**Data provided**
※

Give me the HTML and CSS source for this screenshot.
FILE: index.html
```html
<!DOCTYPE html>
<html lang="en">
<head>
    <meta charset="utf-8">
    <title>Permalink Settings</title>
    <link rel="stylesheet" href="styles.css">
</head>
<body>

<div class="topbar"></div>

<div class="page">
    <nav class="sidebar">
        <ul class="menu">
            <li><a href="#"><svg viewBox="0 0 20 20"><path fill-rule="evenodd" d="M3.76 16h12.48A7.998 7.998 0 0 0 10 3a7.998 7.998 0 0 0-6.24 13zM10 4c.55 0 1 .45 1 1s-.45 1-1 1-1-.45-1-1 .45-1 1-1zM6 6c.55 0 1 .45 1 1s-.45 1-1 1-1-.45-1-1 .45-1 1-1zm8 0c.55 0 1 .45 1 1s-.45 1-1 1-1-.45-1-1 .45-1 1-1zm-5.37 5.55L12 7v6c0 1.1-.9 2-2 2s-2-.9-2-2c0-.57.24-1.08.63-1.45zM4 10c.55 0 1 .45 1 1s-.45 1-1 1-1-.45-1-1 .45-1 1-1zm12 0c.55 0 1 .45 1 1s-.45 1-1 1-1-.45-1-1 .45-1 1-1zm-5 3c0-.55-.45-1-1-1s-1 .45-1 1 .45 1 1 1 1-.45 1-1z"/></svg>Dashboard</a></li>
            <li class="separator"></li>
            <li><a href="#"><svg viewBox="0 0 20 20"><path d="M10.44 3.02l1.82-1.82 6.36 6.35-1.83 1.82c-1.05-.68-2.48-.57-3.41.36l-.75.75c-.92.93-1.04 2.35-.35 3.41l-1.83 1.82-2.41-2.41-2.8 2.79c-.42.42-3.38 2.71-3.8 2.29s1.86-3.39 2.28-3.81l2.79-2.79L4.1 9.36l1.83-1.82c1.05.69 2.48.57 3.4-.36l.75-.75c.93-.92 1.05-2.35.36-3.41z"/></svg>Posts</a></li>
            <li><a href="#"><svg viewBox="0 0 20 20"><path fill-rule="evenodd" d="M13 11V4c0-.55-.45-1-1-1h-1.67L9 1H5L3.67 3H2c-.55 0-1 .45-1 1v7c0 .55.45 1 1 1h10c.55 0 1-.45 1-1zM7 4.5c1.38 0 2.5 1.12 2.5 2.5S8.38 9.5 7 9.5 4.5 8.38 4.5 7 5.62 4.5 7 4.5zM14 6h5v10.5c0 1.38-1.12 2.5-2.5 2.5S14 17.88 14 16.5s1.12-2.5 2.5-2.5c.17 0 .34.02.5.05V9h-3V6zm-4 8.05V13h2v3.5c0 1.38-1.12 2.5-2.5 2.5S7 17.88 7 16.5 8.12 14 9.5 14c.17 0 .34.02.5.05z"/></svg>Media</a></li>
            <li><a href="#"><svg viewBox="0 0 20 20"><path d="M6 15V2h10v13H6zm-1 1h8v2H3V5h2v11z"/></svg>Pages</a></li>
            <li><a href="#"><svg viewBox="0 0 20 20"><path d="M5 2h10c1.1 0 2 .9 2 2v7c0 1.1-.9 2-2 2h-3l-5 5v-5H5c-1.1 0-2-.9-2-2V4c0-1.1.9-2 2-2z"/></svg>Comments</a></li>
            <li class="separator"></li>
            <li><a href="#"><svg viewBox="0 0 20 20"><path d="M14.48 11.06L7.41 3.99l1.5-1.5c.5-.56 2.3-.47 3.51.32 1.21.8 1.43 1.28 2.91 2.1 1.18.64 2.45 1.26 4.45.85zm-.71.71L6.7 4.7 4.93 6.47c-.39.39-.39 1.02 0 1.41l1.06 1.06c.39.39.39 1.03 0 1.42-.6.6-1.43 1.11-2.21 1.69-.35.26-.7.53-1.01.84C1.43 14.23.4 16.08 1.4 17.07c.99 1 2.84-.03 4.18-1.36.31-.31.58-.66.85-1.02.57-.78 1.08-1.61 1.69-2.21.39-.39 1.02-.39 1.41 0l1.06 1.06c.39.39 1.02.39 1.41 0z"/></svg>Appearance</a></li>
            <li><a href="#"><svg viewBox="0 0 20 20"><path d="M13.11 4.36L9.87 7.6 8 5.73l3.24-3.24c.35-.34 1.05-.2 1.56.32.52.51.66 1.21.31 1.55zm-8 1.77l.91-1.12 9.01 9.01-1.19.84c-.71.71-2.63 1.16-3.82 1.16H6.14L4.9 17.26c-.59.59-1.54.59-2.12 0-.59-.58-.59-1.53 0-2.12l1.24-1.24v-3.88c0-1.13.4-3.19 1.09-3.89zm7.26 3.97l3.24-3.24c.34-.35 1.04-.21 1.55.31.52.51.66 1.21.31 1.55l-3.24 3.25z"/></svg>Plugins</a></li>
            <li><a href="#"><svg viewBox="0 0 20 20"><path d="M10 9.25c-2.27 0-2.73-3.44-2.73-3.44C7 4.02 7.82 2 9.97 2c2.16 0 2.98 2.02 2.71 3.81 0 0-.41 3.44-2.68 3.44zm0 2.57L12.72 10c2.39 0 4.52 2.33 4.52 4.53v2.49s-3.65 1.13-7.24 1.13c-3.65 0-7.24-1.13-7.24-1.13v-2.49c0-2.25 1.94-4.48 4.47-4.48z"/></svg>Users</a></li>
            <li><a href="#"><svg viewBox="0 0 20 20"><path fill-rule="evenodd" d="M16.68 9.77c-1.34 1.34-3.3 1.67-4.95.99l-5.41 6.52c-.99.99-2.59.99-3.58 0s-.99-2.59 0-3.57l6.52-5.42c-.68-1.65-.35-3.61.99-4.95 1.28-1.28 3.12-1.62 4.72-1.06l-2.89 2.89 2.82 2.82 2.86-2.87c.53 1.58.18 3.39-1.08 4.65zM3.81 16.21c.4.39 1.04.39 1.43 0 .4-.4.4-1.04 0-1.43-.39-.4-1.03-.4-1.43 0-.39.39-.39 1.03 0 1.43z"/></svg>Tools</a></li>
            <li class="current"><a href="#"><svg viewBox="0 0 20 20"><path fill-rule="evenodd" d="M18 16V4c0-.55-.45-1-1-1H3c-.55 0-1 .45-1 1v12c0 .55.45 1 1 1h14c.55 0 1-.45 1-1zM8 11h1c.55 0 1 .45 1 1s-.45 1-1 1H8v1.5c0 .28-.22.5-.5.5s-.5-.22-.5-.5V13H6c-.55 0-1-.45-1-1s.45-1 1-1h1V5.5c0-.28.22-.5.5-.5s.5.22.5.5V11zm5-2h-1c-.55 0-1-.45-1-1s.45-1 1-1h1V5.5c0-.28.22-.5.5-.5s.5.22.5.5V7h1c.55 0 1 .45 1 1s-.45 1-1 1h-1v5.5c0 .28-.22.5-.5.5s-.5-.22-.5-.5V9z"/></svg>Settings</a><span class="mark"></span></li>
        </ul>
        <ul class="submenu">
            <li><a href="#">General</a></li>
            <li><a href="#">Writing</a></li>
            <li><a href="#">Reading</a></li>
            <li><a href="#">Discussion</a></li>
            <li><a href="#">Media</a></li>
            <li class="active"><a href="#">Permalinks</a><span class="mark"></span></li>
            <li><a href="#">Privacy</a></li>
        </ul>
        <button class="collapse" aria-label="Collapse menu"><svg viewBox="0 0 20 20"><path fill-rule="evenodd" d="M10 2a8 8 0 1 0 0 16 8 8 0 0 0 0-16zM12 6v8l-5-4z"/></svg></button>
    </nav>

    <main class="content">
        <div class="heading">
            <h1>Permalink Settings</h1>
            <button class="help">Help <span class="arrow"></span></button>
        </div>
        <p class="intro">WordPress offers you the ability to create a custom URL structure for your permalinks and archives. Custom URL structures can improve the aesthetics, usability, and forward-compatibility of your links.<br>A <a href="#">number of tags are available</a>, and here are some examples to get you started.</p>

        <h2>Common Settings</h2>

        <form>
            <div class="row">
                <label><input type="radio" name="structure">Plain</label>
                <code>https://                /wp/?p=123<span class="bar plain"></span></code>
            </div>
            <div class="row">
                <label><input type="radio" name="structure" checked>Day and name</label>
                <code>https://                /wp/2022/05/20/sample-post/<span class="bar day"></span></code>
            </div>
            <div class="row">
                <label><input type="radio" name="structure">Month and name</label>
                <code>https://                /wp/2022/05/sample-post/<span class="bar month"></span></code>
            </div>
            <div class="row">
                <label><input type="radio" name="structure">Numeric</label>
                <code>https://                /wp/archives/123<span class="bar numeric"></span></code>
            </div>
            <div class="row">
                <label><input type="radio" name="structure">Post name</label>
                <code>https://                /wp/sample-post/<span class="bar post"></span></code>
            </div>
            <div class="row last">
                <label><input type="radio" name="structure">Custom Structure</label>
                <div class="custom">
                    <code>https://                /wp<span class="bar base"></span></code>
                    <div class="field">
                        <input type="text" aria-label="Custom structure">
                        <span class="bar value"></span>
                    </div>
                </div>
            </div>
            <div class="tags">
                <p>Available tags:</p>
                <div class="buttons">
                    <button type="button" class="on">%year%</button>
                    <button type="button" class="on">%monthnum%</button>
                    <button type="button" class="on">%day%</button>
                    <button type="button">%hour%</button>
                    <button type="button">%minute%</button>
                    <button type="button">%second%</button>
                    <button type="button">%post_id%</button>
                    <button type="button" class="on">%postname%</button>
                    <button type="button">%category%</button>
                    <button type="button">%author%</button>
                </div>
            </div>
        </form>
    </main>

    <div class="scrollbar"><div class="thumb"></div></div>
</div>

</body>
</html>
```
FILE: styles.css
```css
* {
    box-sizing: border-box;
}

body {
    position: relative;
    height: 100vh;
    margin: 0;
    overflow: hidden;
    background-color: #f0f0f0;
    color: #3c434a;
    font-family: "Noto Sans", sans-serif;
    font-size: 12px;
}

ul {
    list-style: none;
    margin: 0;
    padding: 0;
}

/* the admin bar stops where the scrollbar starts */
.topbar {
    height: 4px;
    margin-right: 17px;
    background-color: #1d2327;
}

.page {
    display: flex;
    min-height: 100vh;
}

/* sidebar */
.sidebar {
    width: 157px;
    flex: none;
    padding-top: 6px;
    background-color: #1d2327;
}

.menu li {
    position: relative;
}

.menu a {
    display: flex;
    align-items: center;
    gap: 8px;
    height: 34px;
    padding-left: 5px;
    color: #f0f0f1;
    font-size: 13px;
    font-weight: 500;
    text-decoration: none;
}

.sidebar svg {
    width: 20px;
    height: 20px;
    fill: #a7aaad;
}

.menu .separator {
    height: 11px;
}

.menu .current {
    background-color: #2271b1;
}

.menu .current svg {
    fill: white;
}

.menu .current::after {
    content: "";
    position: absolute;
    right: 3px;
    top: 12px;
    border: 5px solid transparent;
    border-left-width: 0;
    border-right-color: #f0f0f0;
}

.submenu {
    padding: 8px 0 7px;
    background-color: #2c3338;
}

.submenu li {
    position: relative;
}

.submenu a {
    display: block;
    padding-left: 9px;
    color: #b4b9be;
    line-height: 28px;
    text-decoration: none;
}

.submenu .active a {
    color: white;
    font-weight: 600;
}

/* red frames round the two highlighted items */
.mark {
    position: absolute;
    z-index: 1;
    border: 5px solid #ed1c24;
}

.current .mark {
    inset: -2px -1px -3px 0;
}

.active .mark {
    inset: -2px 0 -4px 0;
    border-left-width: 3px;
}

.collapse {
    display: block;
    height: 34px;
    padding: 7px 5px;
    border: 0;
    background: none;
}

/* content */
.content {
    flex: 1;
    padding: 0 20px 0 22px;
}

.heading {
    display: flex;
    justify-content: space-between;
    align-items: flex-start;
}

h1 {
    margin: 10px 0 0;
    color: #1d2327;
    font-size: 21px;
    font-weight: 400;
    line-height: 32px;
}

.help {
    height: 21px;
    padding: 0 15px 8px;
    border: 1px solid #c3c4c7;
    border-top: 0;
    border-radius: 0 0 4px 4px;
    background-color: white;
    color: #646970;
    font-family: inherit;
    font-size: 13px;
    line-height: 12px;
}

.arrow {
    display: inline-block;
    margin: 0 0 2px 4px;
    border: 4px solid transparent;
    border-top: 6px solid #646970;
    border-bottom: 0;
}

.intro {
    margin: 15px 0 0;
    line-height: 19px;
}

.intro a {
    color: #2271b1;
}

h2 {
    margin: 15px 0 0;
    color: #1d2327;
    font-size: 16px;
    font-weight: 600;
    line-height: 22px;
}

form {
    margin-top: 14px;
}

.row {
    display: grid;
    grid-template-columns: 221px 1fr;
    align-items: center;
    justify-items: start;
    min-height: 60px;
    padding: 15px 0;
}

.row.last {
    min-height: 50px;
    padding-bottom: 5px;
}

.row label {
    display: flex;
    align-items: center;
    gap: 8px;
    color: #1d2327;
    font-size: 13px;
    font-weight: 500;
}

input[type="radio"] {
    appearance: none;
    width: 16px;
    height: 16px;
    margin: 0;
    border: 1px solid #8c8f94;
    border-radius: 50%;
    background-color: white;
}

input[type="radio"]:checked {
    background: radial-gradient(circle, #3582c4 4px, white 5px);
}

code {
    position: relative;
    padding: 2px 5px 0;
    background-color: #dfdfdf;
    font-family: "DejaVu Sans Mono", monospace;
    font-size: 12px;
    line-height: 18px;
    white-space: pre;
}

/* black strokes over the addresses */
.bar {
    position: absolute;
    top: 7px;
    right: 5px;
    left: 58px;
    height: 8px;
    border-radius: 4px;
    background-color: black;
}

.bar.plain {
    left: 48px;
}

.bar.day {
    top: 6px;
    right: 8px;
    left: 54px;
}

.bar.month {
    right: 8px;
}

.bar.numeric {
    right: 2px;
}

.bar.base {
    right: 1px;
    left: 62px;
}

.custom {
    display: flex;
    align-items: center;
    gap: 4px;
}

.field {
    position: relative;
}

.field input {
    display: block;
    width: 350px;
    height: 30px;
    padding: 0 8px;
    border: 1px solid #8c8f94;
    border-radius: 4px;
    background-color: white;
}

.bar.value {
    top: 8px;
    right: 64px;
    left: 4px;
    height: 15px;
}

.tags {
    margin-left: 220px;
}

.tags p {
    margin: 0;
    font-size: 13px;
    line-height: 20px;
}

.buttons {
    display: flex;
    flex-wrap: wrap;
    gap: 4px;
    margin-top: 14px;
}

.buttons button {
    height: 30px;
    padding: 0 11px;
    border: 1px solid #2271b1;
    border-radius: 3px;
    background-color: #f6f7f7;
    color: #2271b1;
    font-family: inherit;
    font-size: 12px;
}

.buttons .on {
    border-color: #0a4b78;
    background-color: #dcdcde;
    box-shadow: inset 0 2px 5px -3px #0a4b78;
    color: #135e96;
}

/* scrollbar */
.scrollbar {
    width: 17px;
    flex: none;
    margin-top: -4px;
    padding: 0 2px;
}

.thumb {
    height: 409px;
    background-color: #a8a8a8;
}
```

※

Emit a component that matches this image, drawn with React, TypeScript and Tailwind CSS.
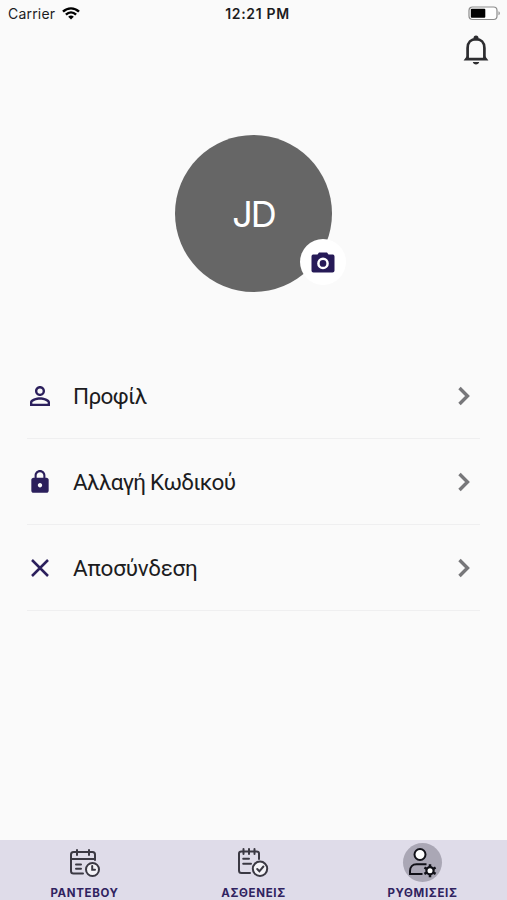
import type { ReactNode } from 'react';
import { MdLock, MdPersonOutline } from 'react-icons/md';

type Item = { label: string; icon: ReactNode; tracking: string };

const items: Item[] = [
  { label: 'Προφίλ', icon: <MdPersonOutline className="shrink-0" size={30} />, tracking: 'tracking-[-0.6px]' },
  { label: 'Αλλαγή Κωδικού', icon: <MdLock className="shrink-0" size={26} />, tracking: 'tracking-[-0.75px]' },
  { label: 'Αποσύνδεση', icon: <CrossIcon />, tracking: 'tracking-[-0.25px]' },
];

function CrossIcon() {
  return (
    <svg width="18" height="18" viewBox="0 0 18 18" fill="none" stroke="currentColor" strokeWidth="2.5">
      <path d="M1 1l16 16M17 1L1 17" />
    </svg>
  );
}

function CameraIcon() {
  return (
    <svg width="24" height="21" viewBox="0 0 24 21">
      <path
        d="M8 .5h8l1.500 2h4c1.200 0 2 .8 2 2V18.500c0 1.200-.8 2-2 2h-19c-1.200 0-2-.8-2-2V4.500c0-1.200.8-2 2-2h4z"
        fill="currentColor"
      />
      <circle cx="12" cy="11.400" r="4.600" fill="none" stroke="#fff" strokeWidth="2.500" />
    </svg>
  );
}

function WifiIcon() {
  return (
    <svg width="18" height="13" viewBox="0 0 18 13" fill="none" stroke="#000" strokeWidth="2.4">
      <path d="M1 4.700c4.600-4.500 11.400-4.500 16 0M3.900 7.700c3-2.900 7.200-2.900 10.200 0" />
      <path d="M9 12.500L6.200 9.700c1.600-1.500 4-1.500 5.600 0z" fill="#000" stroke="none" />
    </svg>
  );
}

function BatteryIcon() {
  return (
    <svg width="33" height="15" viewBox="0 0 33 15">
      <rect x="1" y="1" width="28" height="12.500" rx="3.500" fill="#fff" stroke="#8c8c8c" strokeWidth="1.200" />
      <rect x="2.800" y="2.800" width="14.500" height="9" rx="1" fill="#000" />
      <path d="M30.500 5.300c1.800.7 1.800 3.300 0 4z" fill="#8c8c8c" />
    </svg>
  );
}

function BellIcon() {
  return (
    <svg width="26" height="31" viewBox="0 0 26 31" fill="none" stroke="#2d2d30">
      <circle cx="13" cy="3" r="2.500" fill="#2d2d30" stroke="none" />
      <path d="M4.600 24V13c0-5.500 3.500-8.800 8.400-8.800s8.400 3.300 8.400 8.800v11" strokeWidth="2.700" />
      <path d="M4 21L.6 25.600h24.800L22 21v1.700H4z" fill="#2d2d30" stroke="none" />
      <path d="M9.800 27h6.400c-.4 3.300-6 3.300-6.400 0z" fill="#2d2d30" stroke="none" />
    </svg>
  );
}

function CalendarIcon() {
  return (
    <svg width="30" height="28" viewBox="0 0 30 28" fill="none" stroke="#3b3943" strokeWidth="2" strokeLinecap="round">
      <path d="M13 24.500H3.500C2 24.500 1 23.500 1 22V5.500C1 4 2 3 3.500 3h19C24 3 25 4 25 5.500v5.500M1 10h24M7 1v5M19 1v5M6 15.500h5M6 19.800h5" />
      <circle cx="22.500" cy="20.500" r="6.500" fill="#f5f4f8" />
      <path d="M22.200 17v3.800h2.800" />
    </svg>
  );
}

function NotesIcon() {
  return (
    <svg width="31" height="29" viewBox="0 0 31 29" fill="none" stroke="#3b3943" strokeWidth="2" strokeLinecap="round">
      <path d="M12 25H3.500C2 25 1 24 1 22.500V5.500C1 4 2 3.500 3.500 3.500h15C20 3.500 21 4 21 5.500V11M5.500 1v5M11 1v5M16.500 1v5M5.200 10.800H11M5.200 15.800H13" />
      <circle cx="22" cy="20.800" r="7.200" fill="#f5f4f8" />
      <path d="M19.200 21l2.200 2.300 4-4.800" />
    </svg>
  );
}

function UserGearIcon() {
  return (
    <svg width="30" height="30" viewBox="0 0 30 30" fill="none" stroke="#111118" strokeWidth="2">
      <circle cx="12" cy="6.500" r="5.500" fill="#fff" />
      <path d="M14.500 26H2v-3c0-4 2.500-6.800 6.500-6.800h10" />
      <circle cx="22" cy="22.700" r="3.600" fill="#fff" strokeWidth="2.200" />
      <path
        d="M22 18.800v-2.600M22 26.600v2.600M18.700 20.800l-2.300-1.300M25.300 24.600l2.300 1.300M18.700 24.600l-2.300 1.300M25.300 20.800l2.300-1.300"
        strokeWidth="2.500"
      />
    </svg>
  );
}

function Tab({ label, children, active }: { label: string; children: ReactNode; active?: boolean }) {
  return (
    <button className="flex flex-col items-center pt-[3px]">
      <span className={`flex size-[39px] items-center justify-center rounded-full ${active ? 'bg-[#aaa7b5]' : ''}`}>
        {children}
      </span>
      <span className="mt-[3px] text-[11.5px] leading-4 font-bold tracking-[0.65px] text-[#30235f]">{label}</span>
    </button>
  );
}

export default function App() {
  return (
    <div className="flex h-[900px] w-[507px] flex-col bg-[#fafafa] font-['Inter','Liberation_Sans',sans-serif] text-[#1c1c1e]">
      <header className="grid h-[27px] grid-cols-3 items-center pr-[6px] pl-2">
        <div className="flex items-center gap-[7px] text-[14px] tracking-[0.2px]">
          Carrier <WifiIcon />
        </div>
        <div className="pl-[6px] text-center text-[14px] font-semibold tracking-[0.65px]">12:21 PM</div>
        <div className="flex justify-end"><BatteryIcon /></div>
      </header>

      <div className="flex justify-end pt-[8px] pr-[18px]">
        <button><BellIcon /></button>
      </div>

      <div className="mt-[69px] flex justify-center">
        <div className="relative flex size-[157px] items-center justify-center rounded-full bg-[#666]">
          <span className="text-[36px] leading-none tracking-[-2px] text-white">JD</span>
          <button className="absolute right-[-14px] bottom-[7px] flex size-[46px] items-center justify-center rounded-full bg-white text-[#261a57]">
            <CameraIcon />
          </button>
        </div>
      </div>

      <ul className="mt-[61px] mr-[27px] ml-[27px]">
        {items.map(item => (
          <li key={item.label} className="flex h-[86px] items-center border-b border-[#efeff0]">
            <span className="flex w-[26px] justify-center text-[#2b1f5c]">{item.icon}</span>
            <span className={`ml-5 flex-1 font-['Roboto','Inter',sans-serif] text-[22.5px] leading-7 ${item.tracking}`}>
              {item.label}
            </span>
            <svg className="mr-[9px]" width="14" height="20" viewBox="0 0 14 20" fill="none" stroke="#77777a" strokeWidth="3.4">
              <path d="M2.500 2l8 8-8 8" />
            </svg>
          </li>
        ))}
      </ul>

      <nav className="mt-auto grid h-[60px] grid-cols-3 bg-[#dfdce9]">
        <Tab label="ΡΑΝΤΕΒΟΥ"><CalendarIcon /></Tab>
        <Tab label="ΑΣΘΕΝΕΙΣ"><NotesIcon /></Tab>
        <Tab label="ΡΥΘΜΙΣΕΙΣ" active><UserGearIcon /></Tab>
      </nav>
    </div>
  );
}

※

**Task description**
Reproduce exactly, and only, the lines from the one containing "Emit a component" through the one containing "string; icon: ReactNode;", including both; leave out any pictures.

**Finished exercise**
Emit a component that matches this image, drawn with React, TypeScript and Tailwind CSS.
import type { ReactNode } from 'react';
import { MdLock, MdPersonOutline } from 'react-icons/md';

type Item = { label: string; icon: ReactNode; tracking: string };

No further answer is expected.